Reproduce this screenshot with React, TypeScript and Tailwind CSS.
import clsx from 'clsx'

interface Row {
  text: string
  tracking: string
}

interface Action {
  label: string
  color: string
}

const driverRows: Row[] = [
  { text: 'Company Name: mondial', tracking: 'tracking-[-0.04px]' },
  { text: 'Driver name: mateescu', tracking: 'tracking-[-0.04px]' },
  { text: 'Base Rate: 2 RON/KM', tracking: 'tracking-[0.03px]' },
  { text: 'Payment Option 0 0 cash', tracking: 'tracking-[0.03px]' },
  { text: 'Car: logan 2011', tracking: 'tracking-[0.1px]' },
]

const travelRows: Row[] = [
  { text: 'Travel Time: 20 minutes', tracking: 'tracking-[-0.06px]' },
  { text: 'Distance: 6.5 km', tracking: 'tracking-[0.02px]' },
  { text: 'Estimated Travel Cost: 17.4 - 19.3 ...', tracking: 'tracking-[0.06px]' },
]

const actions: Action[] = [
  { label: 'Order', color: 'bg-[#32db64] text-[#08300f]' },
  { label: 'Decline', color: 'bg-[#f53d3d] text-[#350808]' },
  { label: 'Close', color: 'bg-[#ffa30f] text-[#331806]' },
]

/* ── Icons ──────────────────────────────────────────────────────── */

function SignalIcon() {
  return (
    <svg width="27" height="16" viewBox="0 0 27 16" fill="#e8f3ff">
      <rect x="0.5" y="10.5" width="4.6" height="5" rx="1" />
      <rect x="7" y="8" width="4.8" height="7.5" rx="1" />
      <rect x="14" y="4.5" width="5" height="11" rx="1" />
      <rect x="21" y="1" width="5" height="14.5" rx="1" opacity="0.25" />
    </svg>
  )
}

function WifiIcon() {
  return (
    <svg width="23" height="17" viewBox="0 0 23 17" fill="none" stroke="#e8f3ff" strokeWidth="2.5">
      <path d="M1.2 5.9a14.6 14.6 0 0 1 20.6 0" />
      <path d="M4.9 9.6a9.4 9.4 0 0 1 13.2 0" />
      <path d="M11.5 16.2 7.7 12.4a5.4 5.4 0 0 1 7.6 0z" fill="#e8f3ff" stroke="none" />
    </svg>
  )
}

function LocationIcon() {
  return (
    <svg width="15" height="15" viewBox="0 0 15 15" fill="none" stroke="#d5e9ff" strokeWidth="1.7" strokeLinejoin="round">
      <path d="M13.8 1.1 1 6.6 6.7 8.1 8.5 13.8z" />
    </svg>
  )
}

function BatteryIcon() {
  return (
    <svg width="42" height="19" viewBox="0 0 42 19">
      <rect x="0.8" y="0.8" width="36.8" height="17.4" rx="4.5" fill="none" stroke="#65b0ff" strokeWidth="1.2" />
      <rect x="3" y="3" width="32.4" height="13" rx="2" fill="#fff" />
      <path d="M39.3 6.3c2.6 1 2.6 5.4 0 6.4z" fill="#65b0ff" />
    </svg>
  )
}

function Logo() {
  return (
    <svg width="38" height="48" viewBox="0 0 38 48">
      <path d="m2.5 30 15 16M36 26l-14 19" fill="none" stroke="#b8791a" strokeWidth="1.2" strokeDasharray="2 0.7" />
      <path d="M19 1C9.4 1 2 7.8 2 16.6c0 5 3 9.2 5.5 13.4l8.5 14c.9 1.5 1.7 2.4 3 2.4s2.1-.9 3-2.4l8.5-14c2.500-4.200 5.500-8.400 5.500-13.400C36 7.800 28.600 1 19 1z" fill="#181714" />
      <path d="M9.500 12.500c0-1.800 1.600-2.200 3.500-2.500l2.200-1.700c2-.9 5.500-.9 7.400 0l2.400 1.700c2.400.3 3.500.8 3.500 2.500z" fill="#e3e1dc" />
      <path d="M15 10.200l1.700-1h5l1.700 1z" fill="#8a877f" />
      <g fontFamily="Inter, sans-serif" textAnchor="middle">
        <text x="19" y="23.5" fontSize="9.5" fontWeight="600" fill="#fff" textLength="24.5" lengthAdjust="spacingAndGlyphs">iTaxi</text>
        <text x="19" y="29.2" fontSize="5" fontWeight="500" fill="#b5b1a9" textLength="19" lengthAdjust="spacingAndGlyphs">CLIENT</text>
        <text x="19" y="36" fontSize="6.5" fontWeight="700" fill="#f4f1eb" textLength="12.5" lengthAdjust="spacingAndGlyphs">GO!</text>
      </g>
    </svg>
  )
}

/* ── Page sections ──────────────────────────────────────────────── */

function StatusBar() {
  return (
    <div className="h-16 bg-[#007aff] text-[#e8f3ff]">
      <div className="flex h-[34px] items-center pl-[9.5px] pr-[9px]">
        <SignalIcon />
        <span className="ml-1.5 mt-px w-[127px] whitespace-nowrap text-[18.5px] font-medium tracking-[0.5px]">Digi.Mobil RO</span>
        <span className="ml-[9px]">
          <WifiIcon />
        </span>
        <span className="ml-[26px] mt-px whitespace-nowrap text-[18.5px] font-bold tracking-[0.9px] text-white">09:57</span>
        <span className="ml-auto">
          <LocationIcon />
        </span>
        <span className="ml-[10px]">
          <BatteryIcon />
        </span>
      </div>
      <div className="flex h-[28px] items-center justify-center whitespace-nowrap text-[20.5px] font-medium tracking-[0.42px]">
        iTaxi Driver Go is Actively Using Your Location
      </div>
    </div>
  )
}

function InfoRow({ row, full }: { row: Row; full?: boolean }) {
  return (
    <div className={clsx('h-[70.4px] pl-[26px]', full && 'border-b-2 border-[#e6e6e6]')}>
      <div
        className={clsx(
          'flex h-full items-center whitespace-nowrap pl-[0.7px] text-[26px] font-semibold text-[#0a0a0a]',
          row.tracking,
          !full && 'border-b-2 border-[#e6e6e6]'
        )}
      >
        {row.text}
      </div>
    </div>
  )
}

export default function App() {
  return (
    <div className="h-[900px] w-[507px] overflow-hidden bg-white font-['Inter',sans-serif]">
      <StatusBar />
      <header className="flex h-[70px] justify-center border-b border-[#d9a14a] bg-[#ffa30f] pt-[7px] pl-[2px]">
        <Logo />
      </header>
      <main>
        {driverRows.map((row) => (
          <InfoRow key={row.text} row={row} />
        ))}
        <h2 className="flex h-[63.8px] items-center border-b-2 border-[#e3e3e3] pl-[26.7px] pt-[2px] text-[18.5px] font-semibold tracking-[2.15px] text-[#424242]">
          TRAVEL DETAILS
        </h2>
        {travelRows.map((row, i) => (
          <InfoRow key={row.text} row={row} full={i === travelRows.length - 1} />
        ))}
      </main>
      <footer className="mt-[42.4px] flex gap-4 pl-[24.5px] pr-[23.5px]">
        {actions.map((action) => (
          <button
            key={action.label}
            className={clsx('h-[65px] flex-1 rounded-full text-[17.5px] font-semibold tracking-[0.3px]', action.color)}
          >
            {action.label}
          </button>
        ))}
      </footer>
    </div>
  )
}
---
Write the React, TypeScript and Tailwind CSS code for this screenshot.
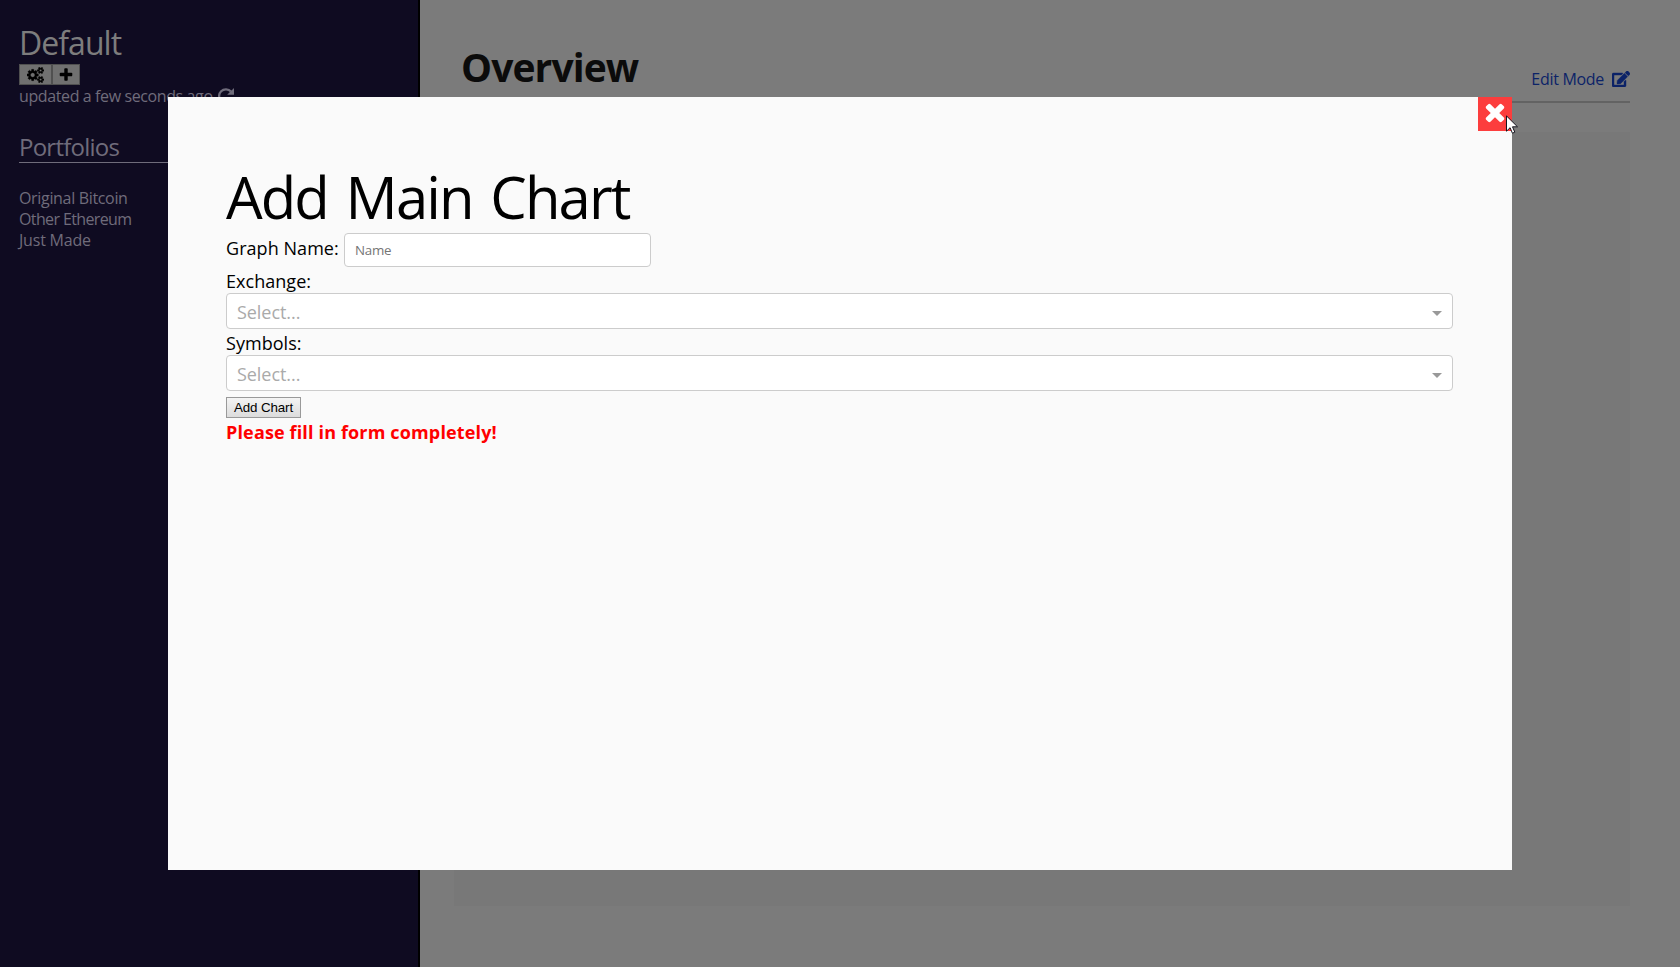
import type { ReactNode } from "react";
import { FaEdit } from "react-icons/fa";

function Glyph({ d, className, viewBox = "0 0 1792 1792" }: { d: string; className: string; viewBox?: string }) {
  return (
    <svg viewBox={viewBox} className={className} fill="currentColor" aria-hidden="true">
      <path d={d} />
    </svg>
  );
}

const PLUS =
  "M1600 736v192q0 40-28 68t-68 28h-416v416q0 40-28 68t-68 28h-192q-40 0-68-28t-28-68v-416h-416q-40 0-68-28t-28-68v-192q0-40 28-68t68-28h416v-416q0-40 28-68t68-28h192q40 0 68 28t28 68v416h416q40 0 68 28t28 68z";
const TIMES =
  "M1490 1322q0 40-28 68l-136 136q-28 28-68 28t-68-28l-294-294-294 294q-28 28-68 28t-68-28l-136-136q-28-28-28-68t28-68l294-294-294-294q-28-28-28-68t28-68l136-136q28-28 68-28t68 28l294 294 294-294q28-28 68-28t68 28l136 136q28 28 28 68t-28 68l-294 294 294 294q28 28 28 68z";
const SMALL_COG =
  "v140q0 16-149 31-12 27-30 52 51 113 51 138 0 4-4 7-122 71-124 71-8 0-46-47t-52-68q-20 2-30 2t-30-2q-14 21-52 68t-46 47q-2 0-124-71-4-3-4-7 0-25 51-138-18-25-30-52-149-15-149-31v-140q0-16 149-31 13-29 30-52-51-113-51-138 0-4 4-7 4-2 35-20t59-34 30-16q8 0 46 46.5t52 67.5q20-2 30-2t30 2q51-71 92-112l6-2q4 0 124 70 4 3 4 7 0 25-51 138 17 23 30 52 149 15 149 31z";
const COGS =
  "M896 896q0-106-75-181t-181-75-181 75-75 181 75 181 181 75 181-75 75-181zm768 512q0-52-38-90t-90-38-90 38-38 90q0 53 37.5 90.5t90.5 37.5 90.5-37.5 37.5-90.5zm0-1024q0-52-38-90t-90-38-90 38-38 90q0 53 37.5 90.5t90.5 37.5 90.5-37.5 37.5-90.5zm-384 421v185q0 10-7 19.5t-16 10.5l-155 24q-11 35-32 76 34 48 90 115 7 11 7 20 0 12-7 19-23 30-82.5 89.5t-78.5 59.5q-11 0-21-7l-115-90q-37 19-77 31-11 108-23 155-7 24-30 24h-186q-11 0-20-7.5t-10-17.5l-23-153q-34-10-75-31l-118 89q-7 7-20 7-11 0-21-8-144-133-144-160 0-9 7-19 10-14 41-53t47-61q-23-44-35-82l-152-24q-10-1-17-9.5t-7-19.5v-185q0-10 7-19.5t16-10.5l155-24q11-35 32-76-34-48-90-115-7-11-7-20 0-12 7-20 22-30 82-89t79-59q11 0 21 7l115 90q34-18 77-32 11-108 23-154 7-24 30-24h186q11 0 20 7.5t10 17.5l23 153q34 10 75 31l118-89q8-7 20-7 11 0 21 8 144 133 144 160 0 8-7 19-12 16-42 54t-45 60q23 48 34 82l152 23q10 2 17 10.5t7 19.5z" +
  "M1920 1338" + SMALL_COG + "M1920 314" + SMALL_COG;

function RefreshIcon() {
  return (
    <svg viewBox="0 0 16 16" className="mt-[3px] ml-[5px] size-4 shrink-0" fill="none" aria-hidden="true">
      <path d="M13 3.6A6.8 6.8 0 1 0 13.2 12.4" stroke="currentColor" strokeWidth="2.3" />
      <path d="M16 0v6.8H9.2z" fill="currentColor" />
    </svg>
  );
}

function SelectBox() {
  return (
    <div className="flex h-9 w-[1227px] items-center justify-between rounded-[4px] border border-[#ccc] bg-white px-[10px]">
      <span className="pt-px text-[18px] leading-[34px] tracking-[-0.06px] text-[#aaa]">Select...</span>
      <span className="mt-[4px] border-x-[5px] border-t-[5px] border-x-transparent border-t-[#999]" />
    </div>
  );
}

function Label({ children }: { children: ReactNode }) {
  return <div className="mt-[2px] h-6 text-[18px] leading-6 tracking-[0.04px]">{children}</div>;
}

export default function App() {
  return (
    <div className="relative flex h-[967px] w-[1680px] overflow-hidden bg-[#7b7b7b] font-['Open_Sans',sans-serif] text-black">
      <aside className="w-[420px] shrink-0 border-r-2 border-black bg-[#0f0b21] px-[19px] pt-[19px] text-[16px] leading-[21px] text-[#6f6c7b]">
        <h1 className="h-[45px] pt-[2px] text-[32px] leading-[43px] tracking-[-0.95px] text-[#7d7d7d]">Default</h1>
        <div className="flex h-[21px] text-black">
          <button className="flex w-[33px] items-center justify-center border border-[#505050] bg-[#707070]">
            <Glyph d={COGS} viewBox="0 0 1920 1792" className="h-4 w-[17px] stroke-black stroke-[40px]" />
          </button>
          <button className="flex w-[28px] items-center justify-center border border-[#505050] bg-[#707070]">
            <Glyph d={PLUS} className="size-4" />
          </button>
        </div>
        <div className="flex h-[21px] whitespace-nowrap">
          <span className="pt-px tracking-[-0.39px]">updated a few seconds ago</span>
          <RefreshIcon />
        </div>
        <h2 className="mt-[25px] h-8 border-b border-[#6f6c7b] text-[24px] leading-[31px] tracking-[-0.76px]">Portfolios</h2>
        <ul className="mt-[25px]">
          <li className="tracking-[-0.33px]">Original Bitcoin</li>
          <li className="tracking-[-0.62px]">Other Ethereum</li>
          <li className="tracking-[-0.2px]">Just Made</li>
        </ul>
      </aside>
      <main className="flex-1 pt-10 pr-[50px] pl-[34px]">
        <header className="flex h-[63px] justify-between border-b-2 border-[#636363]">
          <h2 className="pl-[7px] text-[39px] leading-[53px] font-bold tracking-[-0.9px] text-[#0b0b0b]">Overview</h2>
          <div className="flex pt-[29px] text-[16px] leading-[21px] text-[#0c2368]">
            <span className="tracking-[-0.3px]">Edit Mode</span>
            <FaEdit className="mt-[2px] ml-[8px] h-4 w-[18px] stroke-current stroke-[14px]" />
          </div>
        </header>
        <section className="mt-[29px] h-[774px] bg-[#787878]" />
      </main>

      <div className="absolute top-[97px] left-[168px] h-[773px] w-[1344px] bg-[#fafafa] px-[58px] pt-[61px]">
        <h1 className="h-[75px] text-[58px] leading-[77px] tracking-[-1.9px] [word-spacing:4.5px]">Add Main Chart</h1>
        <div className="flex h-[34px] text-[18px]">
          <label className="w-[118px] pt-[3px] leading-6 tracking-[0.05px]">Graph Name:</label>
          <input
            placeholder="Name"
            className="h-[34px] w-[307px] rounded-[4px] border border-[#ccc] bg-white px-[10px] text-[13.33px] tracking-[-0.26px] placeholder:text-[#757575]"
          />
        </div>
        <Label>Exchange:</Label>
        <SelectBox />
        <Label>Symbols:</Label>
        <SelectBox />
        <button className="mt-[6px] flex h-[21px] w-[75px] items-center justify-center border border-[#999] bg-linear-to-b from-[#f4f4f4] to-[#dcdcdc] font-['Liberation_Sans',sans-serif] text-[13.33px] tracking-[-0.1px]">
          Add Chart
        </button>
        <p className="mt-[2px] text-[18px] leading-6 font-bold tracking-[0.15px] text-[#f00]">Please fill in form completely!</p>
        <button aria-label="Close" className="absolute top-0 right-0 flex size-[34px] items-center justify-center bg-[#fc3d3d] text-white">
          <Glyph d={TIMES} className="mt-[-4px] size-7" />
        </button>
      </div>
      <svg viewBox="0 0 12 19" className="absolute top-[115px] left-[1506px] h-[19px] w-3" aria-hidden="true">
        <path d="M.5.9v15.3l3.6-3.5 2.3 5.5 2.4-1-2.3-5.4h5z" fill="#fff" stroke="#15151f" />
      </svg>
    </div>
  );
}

== What you should do ==
Above are the records. Copy every line in them holding "TypeScript".

== Written solution ==
Reproduce this screenshot with React, TypeScript and Tailwind CSS.
Write the React, TypeScript and Tailwind CSS code for this screenshot.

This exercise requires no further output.